But the Maremma’s real golden age was brought about by the calm and industrious Etruscans. Etruria covers much of the modern Maremma and was a beautiful empire that funded its existence through mining and selling metals and golds to the rest of the pre-Roman world. Archaeologists believe the Etruscans were incredibly cultured, loved music and dancing, had a frighteningly-modern system of government and shared their knowledge with the Greeks.
Unfortunately, they weren’t the best soldiers, so when the Romans came to take their land, the Etruscans were wiped out. The Romans wanted the Maremma for its minerals, its thermal springs and access to the sea. You can still visit Etruscan cities throughout the Maremma. The best two are Vulci and Roselle and both are open to intrepid tourists all year round.
From the glory of Rome, the Maremma collapsed into age after age of fear, religious zealots and war.

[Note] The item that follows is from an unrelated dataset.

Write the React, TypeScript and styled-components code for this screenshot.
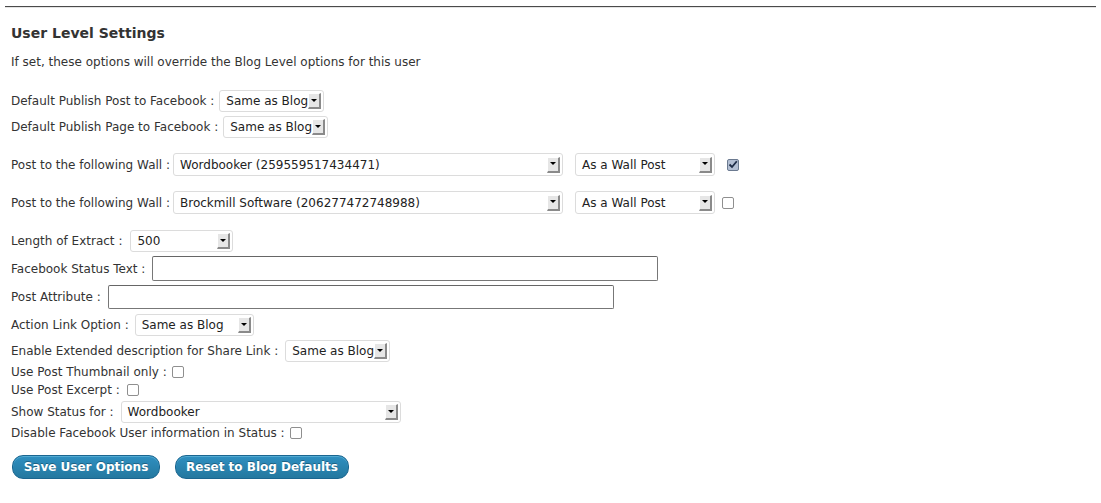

The two shining figures of the Middle Ages were the Aldobrandeschi and Orsini families. Both incredibly noble, and at times brash, they divided almost all of the Maremma between them from the 10th to the 15th century. They built the fortresses that dominate almost every modern Maremman city today.
But their rule couldn’t last forever and the Spanish and Sienese Republic tore the province apart. The Maremmani hated their foreign rulers, but they had to endure them for almost 300 years. By that point, the province had almost been entirely abandoned. Large swamps and coastal marshes covered the fertile lands, rivers without dams flooded the woods and Mediterranean vegetation. Malaria killed everyone, including Grand Duke Ferdinando III of Lorraine – the Medici who liberated the Maremma from their foreign invaders.

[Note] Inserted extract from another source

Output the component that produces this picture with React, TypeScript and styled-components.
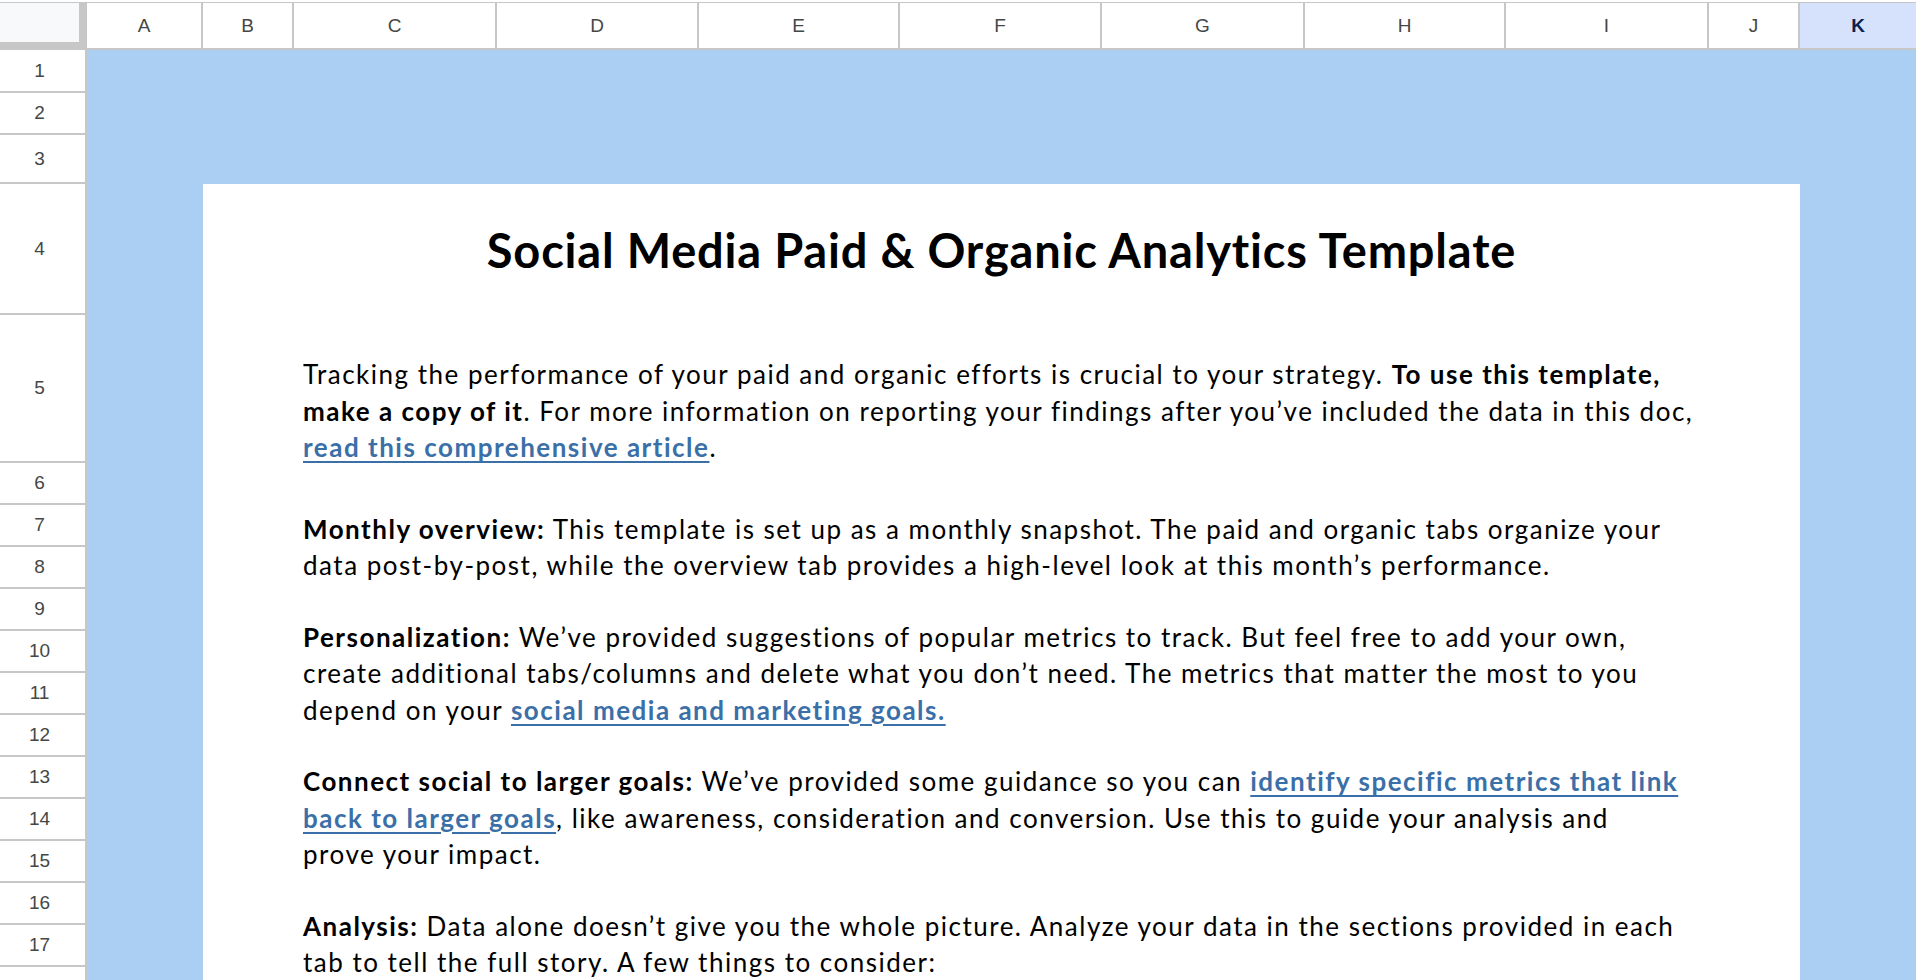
import React from "react"
import styled, { createGlobalStyle } from "styled-components"

type Column = { label: string; width: number; selected?: boolean }

const columns: Column[] = [
  { label: "A", width: 116 },
  { label: "B", width: 91 },
  { label: "C", width: 203 },
  { label: "D", width: 202 },
  { label: "E", width: 201 },
  { label: "F", width: 202 },
  { label: "G", width: 203 },
  { label: "H", width: 201 },
  { label: "I", width: 203 },
  { label: "J", width: 91 },
  { label: "K", width: 116, selected: true },
]

const rowHeights = [43, 42, 49, 131, 148, 42, 42, 42, 42, 42, 42, 42, 42, 42, 42, 42, 42, 42]

const App: React.FC = () => {
  return (
    <>
      <GlobalStyle />
      <Page>
        <HeaderRow>
          <Corner />
          {columns.map((col) => (
            <ColHeader key={col.label} $width={col.width} $selected={col.selected}>
              {col.label}
            </ColHeader>
          ))}
        </HeaderRow>
        <Body>
          <RowHeaders>
            {rowHeights.map((h, i) => (
              <RowHeader key={i} $height={h}>
                {i + 1}
              </RowHeader>
            ))}
          </RowHeaders>
          <Canvas>
            <Card>
              <Title>Social Media Paid &amp; Organic Analytics Template</Title>
              <Para $gap={41}>
                Tracking the performance of your paid and organic efforts is crucial to your strategy.{" "}
                <b>To use this template,</b>
                <br />
                <b>make a copy of it</b>. For more information on reporting your findings after you’ve included the data in this doc,
                <br />
                <Link href="#">read this comprehensive article</Link>.
              </Para>
              <Para $gap={45}>
                <b>Monthly overview:</b> This template is set up as a monthly snapshot. The paid and organic tabs organize your
                <br />
                data post-by-post, while the overview tab provides a high-level look at this month’s performance.
              </Para>
              <Para $gap={35}>
                <b>Personalization:</b> We’ve provided suggestions of popular metrics to track. But feel free to add your own,
                <br />
                create additional tabs/columns and delete what you don’t need. The metrics that matter the most to you
                <br />
                depend on your <Link href="#">social media and marketing goals.</Link>
              </Para>
              <Para $gap={35}>
                <b>Connect social to larger goals:</b> We’ve provided some guidance so you can{" "}
                <Link href="#">identify specific metrics that link</Link>
                <br />
                <Link href="#">back to larger goals</Link>, like awareness, consideration and conversion. Use this to guide your analysis and
                <br />
                prove your impact.
              </Para>
              <Para $gap={35}>
                <b>Analysis:</b> Data alone doesn’t give you the whole picture. Analyze your data in the sections provided in each
                <br />
                tab to tell the full story. A few things to consider:
              </Para>
            </Card>
          </Canvas>
        </Body>
      </Page>
    </>
  )
}

const GlobalStyle = createGlobalStyle`
  html, body {
    margin: 0;
    padding: 0;
    background: #ffffff;
    overflow: hidden;
  }
  * {
    box-sizing: border-box;
  }
`

const Page = styled.div`
  width: 1916px;
  height: 980px;
  display: flex;
  flex-direction: column;
  overflow: hidden;
  padding-top: 2px;
  font-family: "Liberation Sans", Arial, sans-serif;
`

const HeaderRow = styled.div`
  display: flex;
  height: 48px;
  flex-shrink: 0;
`

const Corner = styled.div`
  width: 87px;
  flex-shrink: 0;
  background: #f8f9fa;
  border-top: 1px solid #c7c7c7;
  border-right: 8px solid #c7c7c7;
  border-bottom: 8px solid #c7c7c7;
`

const ColHeader = styled.div<{ $width: number; $selected?: boolean }>`
  width: ${(p) => p.$width}px;
  flex-shrink: 0;
  display: flex;
  align-items: center;
  justify-content: center;
  border-top: 1px solid #c7c7c7;
  border-bottom: 2px solid #c7c7c7;
  border-right: ${(p) => (p.$selected ? "none" : "2px solid #c7c7c7")};
  background: ${(p) => (p.$selected ? "#d6e2fb" : "#ffffff")};
  color: ${(p) => (p.$selected ? "#0b2150" : "#444746")};
  font-weight: ${(p) => (p.$selected ? 700 : 400)};
  font-size: 19px;
  &:last-child {
    flex: 1;
  }
`

const Body = styled.div`
  display: flex;
  flex: 1;
  min-height: 0;
`

const RowHeaders = styled.div`
  width: 87px;
  flex-shrink: 0;
  display: flex;
  flex-direction: column;
  border-right: 2px solid #c7c7c7;
`

const RowHeader = styled.div<{ $height: number }>`
  height: ${(p) => p.$height}px;
  flex-shrink: 0;
  display: flex;
  align-items: center;
  justify-content: center;
  padding-right: 6px;
  border-bottom: 2px solid #c7c7c7;
  color: #444746;
  font-size: 19px;
`

const Canvas = styled.div`
  flex: 1;
  background: #abcff3;
  padding: 134px 116px 0 116px;
  min-height: 0;
`

const Card = styled.div`
  background: #ffffff;
  height: 100%;
  padding: 0 100px;
  font-family: Lato, "Open Sans", sans-serif;
  color: #000000;
`

const Title = styled.h1`
  margin: 0;
  height: 131px;
  display: flex;
  align-items: center;
  justify-content: center;
  font-size: 47px;
  font-weight: 700;
  letter-spacing: 0.8px;
  white-space: nowrap;
`

const Para = styled.p<{ $gap: number }>`
  margin: ${(p) => p.$gap}px 0 0 0;
  font-size: 26px;
  letter-spacing: 1.5px;
  line-height: 36.5px;
  white-space: nowrap;
  b {
    font-weight: 700;
  }
`

const Link = styled.a`
  color: #3b6fa8;
  font-weight: 700;
  text-decoration: underline;
  text-decoration-thickness: 2px;
  text-underline-offset: 4px;
`

export default App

As I sit here and write this history, it seems a little bulky and dry, but you have to understand that it’s this history that defines the modern Maremma. The province itself was only united in the 18th century along with the Republic of Italy. Its residents may no longer remember a time when the Maremma was separate, but those dividing lines are still a part of their lives.

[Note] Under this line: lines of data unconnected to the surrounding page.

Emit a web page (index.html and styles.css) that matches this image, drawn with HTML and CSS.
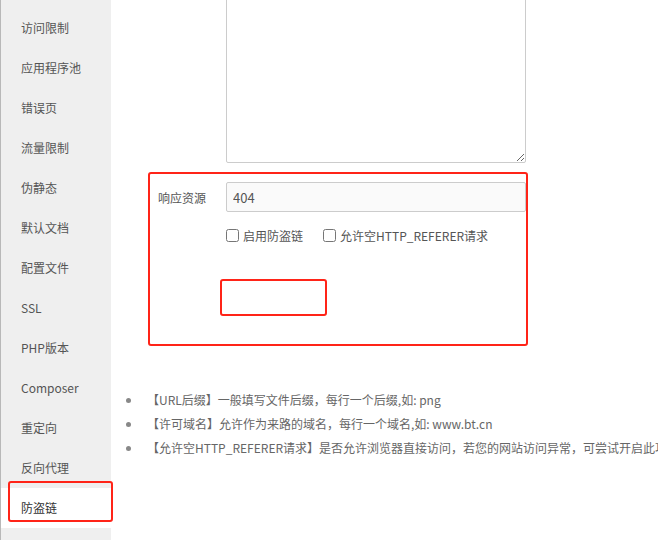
FILE: index.html
```html
<!DOCTYPE html>
<html lang="zh-CN">
<head>
    <meta charset="UTF-8">
    <meta name="viewport" content="width=device-width, initial-scale=1.0">
    <title>防盗链</title>
    <link rel="stylesheet" href="styles.css">
</head>
<body>
    <section class="Site-Panel">
        <ul class="Side-Menu">
            <li>访问限制</li>
            <li>应用程序池</li>
            <li>错误页</li>
            <li>流量限制</li>
            <li>伪静态</li>
            <li>默认文档</li>
            <li>配置文件</li>
            <li>SSL</li>
            <li>PHP版本</li>
            <li>Composer</li>
            <li>重定向</li>
            <li>反向代理</li>
            <li class="Active">防盗链</li>
        </ul>
        <div class="Content-Wrapper">
            <textarea class="Domain-Box"></textarea>
            <div class="Mark-Box">
                <div class="Form-Row">
                    <label for="Return-Rule">响应资源</label>
                    <input type="text" id="Return-Rule" value="404">
                </div>
                <div class="Check-Row">
                    <label><input type="checkbox"> 启用防盗链</label>
                    <label><input type="checkbox"> 允许空HTTP_REFERER请求</label>
                </div>
                <div class="Save-Mark"></div>
            </div>
            <ul class="Help-List">
                <li>【URL后缀】一般填写文件后缀，每行一个后缀,如: png</li>
                <li>【许可域名】允许作为来路的域名，每行一个域名,如: www.bt.cn</li>
                <li>【允许空HTTP_REFERER请求】是否允许浏览器直接访问，若您的网站访问异常，可尝试开启此功</li>
            </ul>
        </div>
    </section>
</body>
</html>
```

FILE: styles.css
```css
*, *::before, *::after{
    box-sizing: border-box;
    padding: 0;
    margin: 0;
    font-family: "Noto Sans CJK SC", "Liberation Sans", sans-serif;
}
body{
    width: 658px;
    height: 540px;
    overflow: hidden;
    background-color: #fff;
}
section.Site-Panel{
    display: flex;
    height: 540px;
}
.Side-Menu{
    width: 111px;
    flex-shrink: 0;
    list-style: none;
    background-color: #efefef;
    border-left: 1px solid #b8b8b8;
    padding-top: 8px;
}
.Side-Menu li{
    height: 40px;
    line-height: 40px;
    padding-left: 20px;
    font-size: 12px;
    color: #555;
}
.Side-Menu li.Active{
    position: relative;
    background-color: #fff;
    color: #333;
}
.Side-Menu li.Active::after{
    content: "";
    position: absolute;
    left: 7px;
    top: -7px;
    width: 105px;
    height: 41px;
    border: 2px solid #ff2418;
    border-radius: 3px;
}
.Content-Wrapper{
    flex: 1;
    overflow: hidden;
}
.Domain-Box{
    display: block;
    width: 300px;
    height: 183px;
    margin: -20px 0 0 115px;
    border: 1px solid #ccc;
    border-radius: 2px;
    resize: vertical;
}
.Mark-Box{
    width: 380px;
    height: 174px;
    margin: 9px 0 0 37px;
    border: 2px solid #ff2418;
    border-radius: 3px;
    padding-top: 8px;
}
.Form-Row{
    display: flex;
    align-items: center;
}
.Form-Row label{
    width: 76px;
    padding-left: 8px;
    font-size: 12px;
    color: #555;
}
.Form-Row input{
    width: 300px;
    height: 30px;
    padding: 0 6px;
    border: 1px solid #ccc;
    border-radius: 2px;
    background-color: #fafafa;
    font-size: 13px;
    color: #555;
}
.Check-Row{
    display: flex;
    gap: 20px;
    margin: 10px 0 0 76px;
    height: 26px;
    align-items: center;
}
.Check-Row label{
    display: flex;
    align-items: center;
    gap: 4px;
    font-size: 12px;
    color: #555;
}
.Check-Row input{
    width: 13px;
    height: 13px;
    margin: 0;
}
.Save-Mark{
    width: 107px;
    height: 37px;
    margin: 31px 0 0 70px;
    border: 2px solid #ff2418;
    border-radius: 3px;
}
.Help-List{
    margin: 42px 0 0 36px;
    list-style: none;
}
.Help-List li{
    position: relative;
    height: 24px;
    line-height: 24px;
    font-size: 12px;
    color: #666;
    white-space: nowrap;
}
.Help-List li::before{
    content: "";
    position: absolute;
    left: -21px;
    top: 10px;
    width: 5px;
    height: 5px;
    border-radius: 50%;
    background-color: #888;
}
```
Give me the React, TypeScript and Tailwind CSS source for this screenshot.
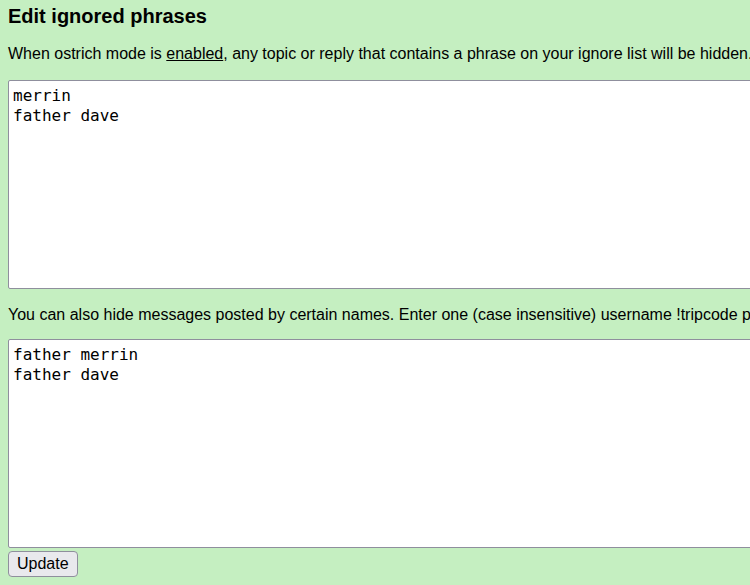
export default function App() {
  return (
    <div className="w-[750px] h-[585px] overflow-hidden bg-[#c5efc1] text-black font-['Liberation_Sans',Arial,sans-serif]">
      <div className="w-[1000px] px-2 pt-[5px]">
        <h3 className="text-[20px] font-bold leading-[23px]">Edit ignored phrases</h3>
        <p className="mt-[17px] text-[16px] leading-[18px] whitespace-nowrap">
          When ostrich mode is <span className="underline">enabled</span>, any topic or reply that contains a phrase on your ignore list will be hidden. Enter one phrase per line.
        </p>
        <textarea
          className="block mt-[17px] w-[900px] h-[209px] resize-none bg-white border border-[#8f8f9d] rounded-[2px] px-1 py-[5px] text-[16px] leading-[20px] font-['DejaVu_Sans_Mono',monospace] outline-none"
          defaultValue={'merrin\nfather dave'}
        />
        <p className="mt-[17px] text-[16px] leading-[18px] whitespace-nowrap">
          You can also hide messages posted by certain names. Enter one (case insensitive) username !tripcode per line.
        </p>
        <textarea
          className="block mt-[15px] w-[900px] h-[209px] resize-none bg-white border border-[#8f8f9d] rounded-[2px] px-1 py-[5px] text-[16px] leading-[20px] font-['DejaVu_Sans_Mono',monospace] outline-none"
          defaultValue={'father merrin\nfather dave'}
        />
        <button className="mt-[3px] h-[26px] px-[8px] bg-[#e9e9ed] border border-[#8f8f9d] rounded-[4px] text-[16px] leading-[18px]">
          Update
        </button>
      </div>
    </div>
  )
}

The locals here might call themselves Maremmani, but what they really mean is that they’re Mancianese, Pitiglianese, Grossetani. They have their own histories, their own traditions, their own cuisine and sometimes their own dialect. When I first came to the Maremma, I fell in love with this independence and assertiveness. No matter how small the city, there is always something that makes it unique from even its closest neighbours.
For a tourist, every Maremman city is like its own world. Centuries of history and an infectious heritage that is just waiting to be discovered city after city.